# Start of Material for this exercise

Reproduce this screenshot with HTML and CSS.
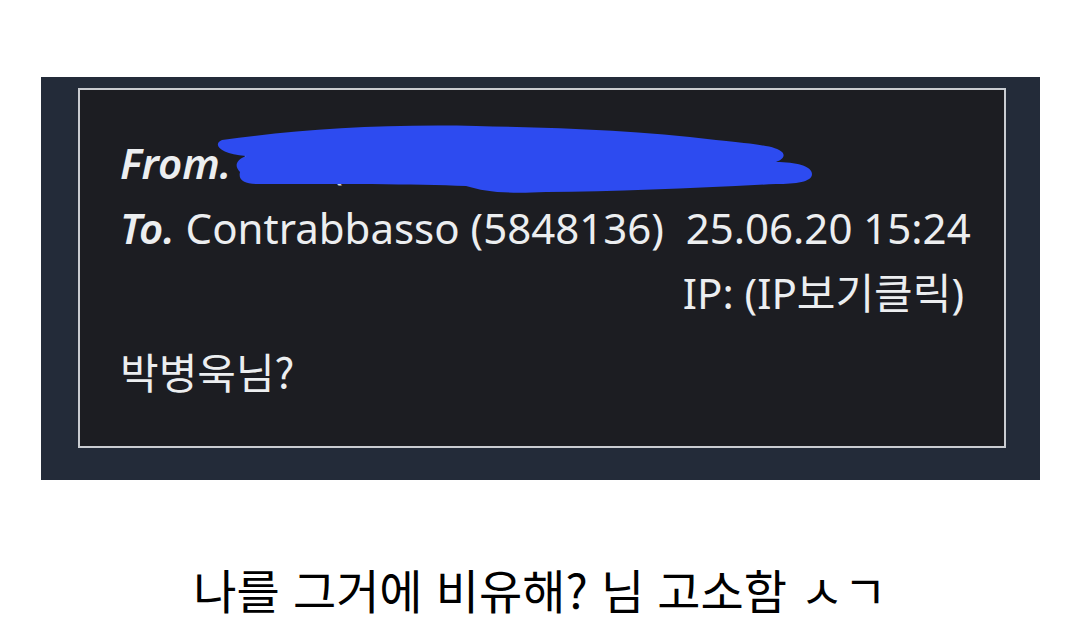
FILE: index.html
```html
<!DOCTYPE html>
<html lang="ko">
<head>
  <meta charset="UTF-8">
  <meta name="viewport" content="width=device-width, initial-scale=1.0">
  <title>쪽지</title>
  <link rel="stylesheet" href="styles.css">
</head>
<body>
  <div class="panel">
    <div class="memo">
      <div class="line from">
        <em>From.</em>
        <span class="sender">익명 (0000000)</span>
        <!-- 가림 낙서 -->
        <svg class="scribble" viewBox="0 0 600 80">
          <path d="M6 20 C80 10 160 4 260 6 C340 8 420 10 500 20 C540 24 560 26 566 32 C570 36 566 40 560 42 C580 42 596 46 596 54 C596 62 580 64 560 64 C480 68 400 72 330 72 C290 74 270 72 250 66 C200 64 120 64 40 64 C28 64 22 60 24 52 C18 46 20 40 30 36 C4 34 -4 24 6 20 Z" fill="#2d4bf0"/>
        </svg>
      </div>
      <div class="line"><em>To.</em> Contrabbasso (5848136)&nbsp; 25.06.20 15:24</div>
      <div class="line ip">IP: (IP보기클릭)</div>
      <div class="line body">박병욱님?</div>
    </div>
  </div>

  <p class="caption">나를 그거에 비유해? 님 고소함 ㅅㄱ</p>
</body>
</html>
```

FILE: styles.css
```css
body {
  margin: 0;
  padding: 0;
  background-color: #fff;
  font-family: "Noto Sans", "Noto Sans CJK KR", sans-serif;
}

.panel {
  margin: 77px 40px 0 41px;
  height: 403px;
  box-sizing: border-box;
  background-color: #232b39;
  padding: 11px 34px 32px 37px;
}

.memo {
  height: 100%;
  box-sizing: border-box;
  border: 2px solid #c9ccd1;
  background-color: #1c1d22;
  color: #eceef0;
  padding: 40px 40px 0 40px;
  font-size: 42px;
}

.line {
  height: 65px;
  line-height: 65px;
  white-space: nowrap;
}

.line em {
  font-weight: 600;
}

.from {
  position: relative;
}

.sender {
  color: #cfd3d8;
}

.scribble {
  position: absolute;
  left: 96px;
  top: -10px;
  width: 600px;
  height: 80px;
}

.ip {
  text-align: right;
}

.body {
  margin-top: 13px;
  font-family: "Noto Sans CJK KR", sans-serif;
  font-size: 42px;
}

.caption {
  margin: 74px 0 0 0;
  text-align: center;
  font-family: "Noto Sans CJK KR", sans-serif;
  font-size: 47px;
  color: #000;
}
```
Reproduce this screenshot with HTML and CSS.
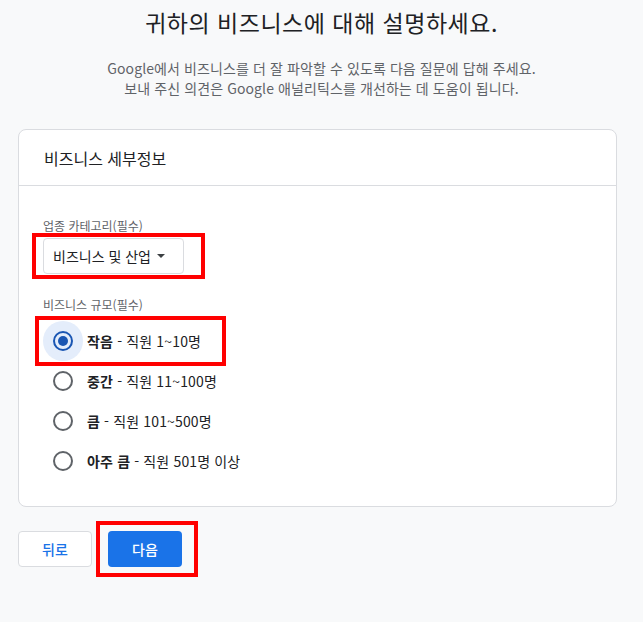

# End of Material for this exercise

Output all of the records exactly as they appear above, but not the pictures.

Reproduce this screenshot with HTML and CSS.
FILE: index.html
```html
<!DOCTYPE html>
<html lang="ko">
<head>
  <meta charset="UTF-8">
  <meta name="viewport" content="width=device-width, initial-scale=1.0">
  <title>쪽지</title>
  <link rel="stylesheet" href="styles.css">
</head>
<body>
  <div class="panel">
    <div class="memo">
      <div class="line from">
        <em>From.</em>
        <span class="sender">익명 (0000000)</span>
        <!-- 가림 낙서 -->
        <svg class="scribble" viewBox="0 0 600 80">
          <path d="M6 20 C80 10 160 4 260 6 C340 8 420 10 500 20 C540 24 560 26 566 32 C570 36 566 40 560 42 C580 42 596 46 596 54 C596 62 580 64 560 64 C480 68 400 72 330 72 C290 74 270 72 250 66 C200 64 120 64 40 64 C28 64 22 60 24 52 C18 46 20 40 30 36 C4 34 -4 24 6 20 Z" fill="#2d4bf0"/>
        </svg>
      </div>
      <div class="line"><em>To.</em> Contrabbasso (5848136)&nbsp; 25.06.20 15:24</div>
      <div class="line ip">IP: (IP보기클릭)</div>
      <div class="line body">박병욱님?</div>
    </div>
  </div>

  <p class="caption">나를 그거에 비유해? 님 고소함 ㅅㄱ</p>
</body>
</html>
```

FILE: styles.css
```css
body {
  margin: 0;
  padding: 0;
  background-color: #fff;
  font-family: "Noto Sans", "Noto Sans CJK KR", sans-serif;
}

.panel {
  margin: 77px 40px 0 41px;
  height: 403px;
  box-sizing: border-box;
  background-color: #232b39;
  padding: 11px 34px 32px 37px;
}

.memo {
  height: 100%;
  box-sizing: border-box;
  border: 2px solid #c9ccd1;
  background-color: #1c1d22;
  color: #eceef0;
  padding: 40px 40px 0 40px;
  font-size: 42px;
}

.line {
  height: 65px;
  line-height: 65px;
  white-space: nowrap;
}

.line em {
  font-weight: 600;
}

.from {
  position: relative;
}

.sender {
  color: #cfd3d8;
}

.scribble {
  position: absolute;
  left: 96px;
  top: -10px;
  width: 600px;
  height: 80px;
}

.ip {
  text-align: right;
}

.body {
  margin-top: 13px;
  font-family: "Noto Sans CJK KR", sans-serif;
  font-size: 42px;
}

.caption {
  margin: 74px 0 0 0;
  text-align: center;
  font-family: "Noto Sans CJK KR", sans-serif;
  font-size: 47px;
  color: #000;
}
```
Reproduce this screenshot with HTML and CSS.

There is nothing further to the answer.